What about communicating at boardroom level?
KS: “My team always ask me ‘what happens when you go into that environment, you get asked a question and you don’t know the answer?”. I just say ‘I don’t know the answer to that’. You can’t possibly know everything. Professionals should not be afraid to go into the boardroom and take that step. Remember you will know a lot more than the board members around the table. We should never be afraid to get in there and say ‘here’s the state of the organisation’. We are dealing with injury and illness and therefore the discussion will turn very quickly to the negative, about what is going wrong etc. My job in the boardroom is also to talk about everything that is going right. You have to turn health and safety positive. We do have incidents, but we have seen the volume of incidents fall over the last six years.”
Being ex-British Army yourself, do you think the profession offers a lot to former servicemen?
KS: “The reason I went into health and safety after the forces was because I saw my role in the army as being dedicated to the preservation of life. We go into conflicts to protect the innocent. I found it was a natural fit for me and many of my peers, who work for major employers, are ex-forces as well.
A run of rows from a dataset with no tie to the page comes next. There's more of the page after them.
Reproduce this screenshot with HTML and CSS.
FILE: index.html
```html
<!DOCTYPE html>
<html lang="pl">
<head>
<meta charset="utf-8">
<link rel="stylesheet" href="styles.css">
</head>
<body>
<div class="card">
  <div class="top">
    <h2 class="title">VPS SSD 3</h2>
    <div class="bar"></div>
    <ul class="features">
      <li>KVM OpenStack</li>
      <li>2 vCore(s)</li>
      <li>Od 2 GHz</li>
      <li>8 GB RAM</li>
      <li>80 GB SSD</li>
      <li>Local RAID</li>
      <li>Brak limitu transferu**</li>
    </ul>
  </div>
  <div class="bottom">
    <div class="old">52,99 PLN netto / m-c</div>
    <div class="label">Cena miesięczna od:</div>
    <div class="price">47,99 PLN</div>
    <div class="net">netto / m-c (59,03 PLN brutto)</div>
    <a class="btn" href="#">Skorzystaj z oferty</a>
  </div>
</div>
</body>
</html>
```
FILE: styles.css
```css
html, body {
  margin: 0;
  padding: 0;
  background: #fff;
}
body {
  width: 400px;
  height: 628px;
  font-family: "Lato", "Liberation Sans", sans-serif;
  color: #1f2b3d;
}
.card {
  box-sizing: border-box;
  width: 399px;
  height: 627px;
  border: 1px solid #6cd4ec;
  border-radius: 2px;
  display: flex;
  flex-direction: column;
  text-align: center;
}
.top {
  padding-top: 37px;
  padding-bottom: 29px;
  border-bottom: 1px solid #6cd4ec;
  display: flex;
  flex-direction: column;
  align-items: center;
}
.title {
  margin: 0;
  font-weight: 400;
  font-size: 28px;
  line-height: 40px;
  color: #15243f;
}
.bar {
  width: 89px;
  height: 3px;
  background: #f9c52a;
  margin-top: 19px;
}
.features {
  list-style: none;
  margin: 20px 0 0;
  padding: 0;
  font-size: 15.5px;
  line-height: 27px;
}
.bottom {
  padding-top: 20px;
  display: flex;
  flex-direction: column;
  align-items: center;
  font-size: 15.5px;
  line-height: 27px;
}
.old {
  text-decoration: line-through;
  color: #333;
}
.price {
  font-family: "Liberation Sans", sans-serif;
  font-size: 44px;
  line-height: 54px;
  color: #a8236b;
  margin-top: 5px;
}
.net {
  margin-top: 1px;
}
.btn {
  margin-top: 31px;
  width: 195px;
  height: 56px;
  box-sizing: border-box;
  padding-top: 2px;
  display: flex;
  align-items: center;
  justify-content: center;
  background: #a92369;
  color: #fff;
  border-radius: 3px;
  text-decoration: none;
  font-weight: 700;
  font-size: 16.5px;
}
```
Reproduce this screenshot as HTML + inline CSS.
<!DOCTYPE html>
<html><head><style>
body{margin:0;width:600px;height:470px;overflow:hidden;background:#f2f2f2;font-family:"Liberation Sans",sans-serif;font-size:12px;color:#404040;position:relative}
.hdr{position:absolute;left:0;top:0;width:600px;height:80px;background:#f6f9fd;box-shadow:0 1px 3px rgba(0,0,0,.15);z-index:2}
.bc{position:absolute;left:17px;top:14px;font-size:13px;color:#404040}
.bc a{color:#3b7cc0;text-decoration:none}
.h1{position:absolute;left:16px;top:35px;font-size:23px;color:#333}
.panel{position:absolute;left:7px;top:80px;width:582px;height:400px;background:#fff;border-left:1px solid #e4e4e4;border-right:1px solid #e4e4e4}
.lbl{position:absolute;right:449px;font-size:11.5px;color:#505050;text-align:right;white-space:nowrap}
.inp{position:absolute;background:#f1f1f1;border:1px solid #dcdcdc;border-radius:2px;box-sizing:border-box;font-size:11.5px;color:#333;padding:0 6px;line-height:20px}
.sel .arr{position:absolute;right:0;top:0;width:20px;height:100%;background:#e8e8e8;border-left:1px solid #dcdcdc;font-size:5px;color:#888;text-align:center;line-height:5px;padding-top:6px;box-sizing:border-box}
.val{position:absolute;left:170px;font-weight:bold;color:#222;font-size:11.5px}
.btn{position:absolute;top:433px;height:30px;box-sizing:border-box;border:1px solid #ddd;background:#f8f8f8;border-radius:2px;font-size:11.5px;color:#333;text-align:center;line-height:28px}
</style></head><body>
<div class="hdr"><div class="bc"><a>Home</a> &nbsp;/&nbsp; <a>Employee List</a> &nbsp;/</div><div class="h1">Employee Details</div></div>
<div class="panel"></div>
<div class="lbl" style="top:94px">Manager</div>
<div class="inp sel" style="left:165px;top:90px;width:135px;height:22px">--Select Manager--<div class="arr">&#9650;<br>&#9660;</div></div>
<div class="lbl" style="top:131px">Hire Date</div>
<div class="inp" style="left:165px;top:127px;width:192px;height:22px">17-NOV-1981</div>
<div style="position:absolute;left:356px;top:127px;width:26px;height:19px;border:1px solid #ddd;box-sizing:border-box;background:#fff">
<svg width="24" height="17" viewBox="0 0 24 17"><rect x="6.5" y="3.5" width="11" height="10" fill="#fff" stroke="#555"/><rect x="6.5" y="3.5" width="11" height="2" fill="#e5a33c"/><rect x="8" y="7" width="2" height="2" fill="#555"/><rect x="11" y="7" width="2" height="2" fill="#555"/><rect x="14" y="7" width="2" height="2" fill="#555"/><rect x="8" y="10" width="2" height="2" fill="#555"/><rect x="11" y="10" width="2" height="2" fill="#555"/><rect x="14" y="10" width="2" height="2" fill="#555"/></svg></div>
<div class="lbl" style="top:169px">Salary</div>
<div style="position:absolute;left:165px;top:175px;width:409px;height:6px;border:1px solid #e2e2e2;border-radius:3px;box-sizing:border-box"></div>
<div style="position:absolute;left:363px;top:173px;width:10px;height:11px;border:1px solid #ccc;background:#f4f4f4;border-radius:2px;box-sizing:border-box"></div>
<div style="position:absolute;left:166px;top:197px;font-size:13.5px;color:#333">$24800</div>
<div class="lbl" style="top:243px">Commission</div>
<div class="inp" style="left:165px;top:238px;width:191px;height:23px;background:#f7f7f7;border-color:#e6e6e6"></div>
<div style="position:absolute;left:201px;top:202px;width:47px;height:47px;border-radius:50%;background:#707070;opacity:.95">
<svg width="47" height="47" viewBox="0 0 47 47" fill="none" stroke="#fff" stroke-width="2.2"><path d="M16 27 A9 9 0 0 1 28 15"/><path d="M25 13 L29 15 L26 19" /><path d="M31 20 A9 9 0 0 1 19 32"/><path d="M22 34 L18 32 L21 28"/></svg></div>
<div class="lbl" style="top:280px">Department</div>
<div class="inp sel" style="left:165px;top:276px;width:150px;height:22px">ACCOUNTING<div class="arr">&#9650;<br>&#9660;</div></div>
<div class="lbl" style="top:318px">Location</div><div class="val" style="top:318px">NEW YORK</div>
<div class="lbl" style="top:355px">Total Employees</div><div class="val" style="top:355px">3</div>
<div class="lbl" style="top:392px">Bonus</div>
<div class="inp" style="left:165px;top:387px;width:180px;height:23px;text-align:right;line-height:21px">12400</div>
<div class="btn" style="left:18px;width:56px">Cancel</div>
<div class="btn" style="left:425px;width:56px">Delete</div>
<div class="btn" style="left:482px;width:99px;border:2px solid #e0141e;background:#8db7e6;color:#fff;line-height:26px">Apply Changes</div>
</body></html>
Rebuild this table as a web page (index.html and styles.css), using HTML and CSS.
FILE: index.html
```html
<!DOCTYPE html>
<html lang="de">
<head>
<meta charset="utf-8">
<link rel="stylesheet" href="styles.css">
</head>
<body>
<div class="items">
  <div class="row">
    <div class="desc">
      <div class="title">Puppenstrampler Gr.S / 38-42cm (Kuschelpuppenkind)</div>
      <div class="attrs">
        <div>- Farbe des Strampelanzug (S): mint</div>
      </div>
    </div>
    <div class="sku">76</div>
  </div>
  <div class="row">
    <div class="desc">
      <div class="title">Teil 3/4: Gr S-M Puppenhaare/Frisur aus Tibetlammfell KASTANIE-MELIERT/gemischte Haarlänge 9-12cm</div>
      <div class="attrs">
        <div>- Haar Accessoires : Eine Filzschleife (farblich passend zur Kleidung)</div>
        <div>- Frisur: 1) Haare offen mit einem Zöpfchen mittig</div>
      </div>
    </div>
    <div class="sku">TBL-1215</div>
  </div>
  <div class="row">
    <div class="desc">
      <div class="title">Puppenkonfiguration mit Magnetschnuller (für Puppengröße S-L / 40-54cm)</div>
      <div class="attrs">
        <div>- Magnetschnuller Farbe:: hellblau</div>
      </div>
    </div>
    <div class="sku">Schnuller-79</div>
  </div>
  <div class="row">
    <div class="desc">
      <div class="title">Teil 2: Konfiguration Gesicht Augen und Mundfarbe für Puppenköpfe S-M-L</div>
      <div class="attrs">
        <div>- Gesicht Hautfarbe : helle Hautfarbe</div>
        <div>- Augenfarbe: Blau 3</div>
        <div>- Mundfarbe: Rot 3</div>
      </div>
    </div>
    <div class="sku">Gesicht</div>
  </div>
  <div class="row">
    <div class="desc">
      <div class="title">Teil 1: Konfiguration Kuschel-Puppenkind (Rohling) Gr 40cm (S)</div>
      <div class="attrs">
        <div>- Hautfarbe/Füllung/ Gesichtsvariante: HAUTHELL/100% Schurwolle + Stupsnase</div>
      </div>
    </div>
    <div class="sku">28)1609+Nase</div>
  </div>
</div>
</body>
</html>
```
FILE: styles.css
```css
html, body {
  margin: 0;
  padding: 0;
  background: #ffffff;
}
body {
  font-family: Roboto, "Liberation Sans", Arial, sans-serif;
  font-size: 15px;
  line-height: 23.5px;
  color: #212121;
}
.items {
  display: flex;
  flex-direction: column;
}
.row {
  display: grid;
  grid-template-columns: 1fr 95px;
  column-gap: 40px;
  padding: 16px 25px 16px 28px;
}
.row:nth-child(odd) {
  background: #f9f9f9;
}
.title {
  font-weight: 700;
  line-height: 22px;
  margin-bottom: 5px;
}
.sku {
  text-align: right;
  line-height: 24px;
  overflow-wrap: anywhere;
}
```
This year was the inaugural British Army health and safety conference and I spoke at it. It was really enjoyable seeing all the health and safety professionals working in the battalions. It was really good. The military are coming up with some amazing ways of sending positive messages, particularly around mental health, which they call mental fitness. That’s a lovely way to portray a positive message around mental health.”
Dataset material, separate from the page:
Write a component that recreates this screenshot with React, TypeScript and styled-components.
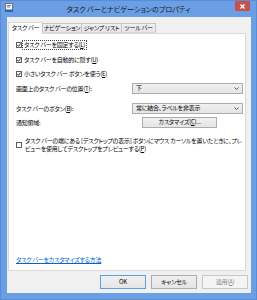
import React from "react";
import styled, { createGlobalStyle } from "styled-components";

const GlobalStyle = createGlobalStyle`
  html, body {
    margin: 0;
    padding: 0;
    background: #ffffff;
  }
  body {
    font-family: "Noto Sans CJK JP", "Noto Sans", sans-serif;
    color: #000;
  }
`;

const Window = styled.div`
  width: 257px;
  height: 300px;
  box-sizing: border-box;
  background: #6b9fe5;
  border: 1px solid #5a8cd3;
  padding: 0 5px 6px 6px;
  display: flex;
  flex-direction: column;
`;

const TitleBar = styled.div`
  height: 16px;
  margin: 0 -5px 0 -6px;
  display: grid;
  grid-template-columns: 1fr auto 1fr;
  align-items: start;
`;

const TitleIcon = styled.div`
  margin: 2px 0 0 4px;
  width: 8px;
  height: 9px;
  display: flex;
`;

const Title = styled.div`
  font-size: 7.2px;
  line-height: 16px;
  letter-spacing: -0.1px;
  font-feature-settings: "palt";
  color: #1a1a1a;
  white-space: nowrap;
`;

const CloseButton = styled.div`
  justify-self: end;
  margin-right: 6px;
  width: 15px;
  height: 10px;
  background: #c75050;
  display: flex;
  align-items: center;
  justify-content: center;
`;

const Client = styled.div`
  flex: 1;
  background: #f0f0f0;
  display: flex;
  flex-direction: column;
  padding: 5px 3px 4px 1px;
  font-size: 6px;
  line-height: 8px;
  letter-spacing: -0.25px;
  font-feature-settings: "palt";
`;

const TabRow = styled.div`
  height: 11px;
  display: flex;
  align-items: flex-end;
  position: relative;
  z-index: 1;
`;

const Tab = styled.div<{ $w: number; $active?: boolean }>`
  box-sizing: border-box;
  width: ${(p) => p.$w}px;
  height: ${(p) => (p.$active ? 12 : 10)}px;
  margin-bottom: ${(p) => (p.$active ? -1 : 0)}px;
  border: 1px solid ${(p) => (p.$active ? "#d9d9d9" : "#c4c4c4")};
  border-bottom: ${(p) => (p.$active ? "none" : "1px solid #d9d9d9")};
  background: ${(p) =>
    p.$active ? "#ffffff" : "linear-gradient(#f0f0f0, #e5e5e5)"};
  display: flex;
  align-items: center;
  justify-content: center;
  white-space: nowrap;
  padding-bottom: ${(p) => (p.$active ? 1 : 0)}px;
  & + & {
    margin-left: -1px;
  }
`;

const Panel = styled.div`
  flex: 1;
  margin-right: 2px;
  background: #ffffff;
  border: 1px solid #d9d9d9;
  padding: 4px 2px 6px 7px;
  display: flex;
  flex-direction: column;
`;

const CheckRow = styled.div`
  height: 14.5px;
  display: flex;
  align-items: center;
  white-space: nowrap;
`;

const Box = styled.div`
  box-sizing: border-box;
  width: 6px;
  height: 6px;
  border: 1px solid #5f5f5f;
  background: #fff;
  margin-right: 1px;
  flex-shrink: 0;
  display: flex;
  align-items: center;
  justify-content: center;
`;

const CheckLabel = styled.span<{ $focus?: boolean }>`
  padding: 0 1px;
  outline: ${(p) => (p.$focus ? "1px dotted #444" : "none")};
  outline-offset: 0;
`;

const FormRow = styled.div<{ $gap: number }>`
  display: flex;
  align-items: center;
  margin-top: ${(p) => p.$gap}px;
  height: 11px;
`;

const FieldLabel = styled.div`
  width: 116px;
  white-space: nowrap;
  padding-top: 2px;
`;

const Select = styled.div`
  box-sizing: border-box;
  width: 111px;
  height: 11px;
  border: 1px solid #acacac;
  background: linear-gradient(#f0f0f0, #e5e5e5);
  display: flex;
  align-items: center;
  justify-content: space-between;
  padding: 0 3px 0 3px;
  white-space: nowrap;
`;

const PushButton = styled.div<{ $w: number; $h: number; $default?: boolean; $disabled?: boolean }>`
  box-sizing: border-box;
  width: ${(p) => p.$w}px;
  height: ${(p) => p.$h}px;
  border: 1px solid
    ${(p) => (p.$default ? "#5aa0dd" : p.$disabled ? "#c8c8c8" : "#acacac")};
  background: ${(p) =>
    p.$disabled ? "#f4f4f4" : "linear-gradient(#f0f0f0, #e5e5e5)"};
  color: ${(p) => (p.$disabled ? "#8a8a8a" : "#000")};
  display: flex;
  align-items: center;
  justify-content: center;
  white-space: nowrap;
`;

const CustomizeSlot = styled.div`
  width: 111px;
  padding-left: 10px;
  box-sizing: border-box;
`;

const MultiCheck = styled.div`
  display: flex;
  align-items: center;
  margin-top: 9px;
  white-space: nowrap;
`;

const MultiText = styled.div`
  padding-left: 2px;
  line-height: 8px;
`;

const HelpLink = styled.a`
  margin-top: auto;
  color: #0066cc;
  text-decoration: underline;
  white-space: nowrap;
  align-self: flex-start;
`;

const ButtonBar = styled.div`
  margin-top: 4px;
  display: flex;
  justify-content: flex-end;
  gap: 5px;
`;

const Check = () => (
  <svg width="4" height="4" viewBox="0 0 4 4">
    <path d="M0.3 2 L1.5 3.3 L3.7 0.5" fill="none" stroke="#222" strokeWidth="1" />
  </svg>
);

const Chevron = () => (
  <svg width="5" height="3" viewBox="0 0 5 3">
    <path d="M0.5 0.5 L2.5 2.5 L4.5 0.5" fill="none" stroke="#444" strokeWidth="0.9" />
  </svg>
);

const App: React.FC = () => {
  return (
    <>
      <GlobalStyle />
      <Window>
        <TitleBar>
          <TitleIcon>
            <svg width="8" height="9" viewBox="0 0 8 9">
              <rect x="0.5" y="0.5" width="7" height="7" fill="#f4f6f8" stroke="#6d7680" />
              <path d="M2 2.5 H6 M2 4 H5" stroke="#5b6470" strokeWidth="0.8" />
              <rect x="0" y="6.5" width="8" height="2.5" fill="#2f63b8" />
            </svg>
          </TitleIcon>
          <Title>タスク バーとナビゲーションのプロパティ</Title>
          <CloseButton>
            <svg width="5" height="5" viewBox="0 0 5 5">
              <path d="M0.5 0.5 L4.5 4.5 M4.5 0.5 L0.5 4.5" stroke="#fff" strokeWidth="1.3" />
            </svg>
          </CloseButton>
        </TitleBar>
        <Client>
          <TabRow>
            <Tab $w={35} $active>タスク バー</Tab>
            <Tab $w={40}>ナビゲーション</Tab>
            <Tab $w={41}>ジャンプ リスト</Tab>
            <Tab $w={35}>ツール バー</Tab>
          </TabRow>
          <Panel>
            <CheckRow>
              <Box><Check /></Box>
              <CheckLabel $focus>タスク バーを固定する(<u>L</u>)</CheckLabel>
            </CheckRow>
            <CheckRow>
              <Box><Check /></Box>
              <CheckLabel>タスク バーを自動的に隠す(<u>U</u>)</CheckLabel>
            </CheckRow>
            <CheckRow>
              <Box><Check /></Box>
              <CheckLabel>小さいタスク バー ボタンを使う(<u>E</u>)</CheckLabel>
            </CheckRow>

            <FormRow $gap={1}>
              <FieldLabel>画面上のタスク バーの位置(<u>T</u>):</FieldLabel>
              <Select>
                <span>下</span>
                <Chevron />
              </Select>
            </FormRow>
            <FormRow $gap={9}>
              <FieldLabel>タスク バーのボタン(<u>B</u>):</FieldLabel>
              <Select>
                <span>常に結合、ラベルを非表示</span>
                <Chevron />
              </Select>
            </FormRow>
            <FormRow $gap={3}>
              <FieldLabel>通知領域:</FieldLabel>
              <CustomizeSlot>
                <PushButton $w={75} $h={11}>カスタマイズ(<u>C</u>)...</PushButton>
              </CustomizeSlot>
            </FormRow>

            <MultiCheck>
              <Box />
              <MultiText>
                タスク バーの端にある [デスクトップの表示] ボタンにマウス カーソルを置いたときに、プレ
                <br />
                ビューを使用してデスクトップをプレビューする(<u>P</u>)
              </MultiText>
            </MultiCheck>

            <HelpLink>タスク バーをカスタマイズする方法</HelpLink>
          </Panel>
          <ButtonBar>
            <PushButton $w={46} $h={14} $default>OK</PushButton>
            <PushButton $w={46} $h={14}>キャンセル</PushButton>
            <PushButton $w={46} $h={14} $disabled>適用(<u>A</u>)</PushButton>
          </ButtonBar>
        </Client>
      </Window>
    </>
  );
};

export default App;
Have you got any other advice for people looking to develop their career in health and safety?
KS: “Always know you are not on your own. There is a technical community that cares. Specifically, look after yourself, draw strength from your technical peers, reach out and have a conversation. I try to answer all my LinkedIn posts and I got a lot of messages coming through. But I try to answer as many as I can. I’m very conscious that when someone is reaching out, they are asking for support.”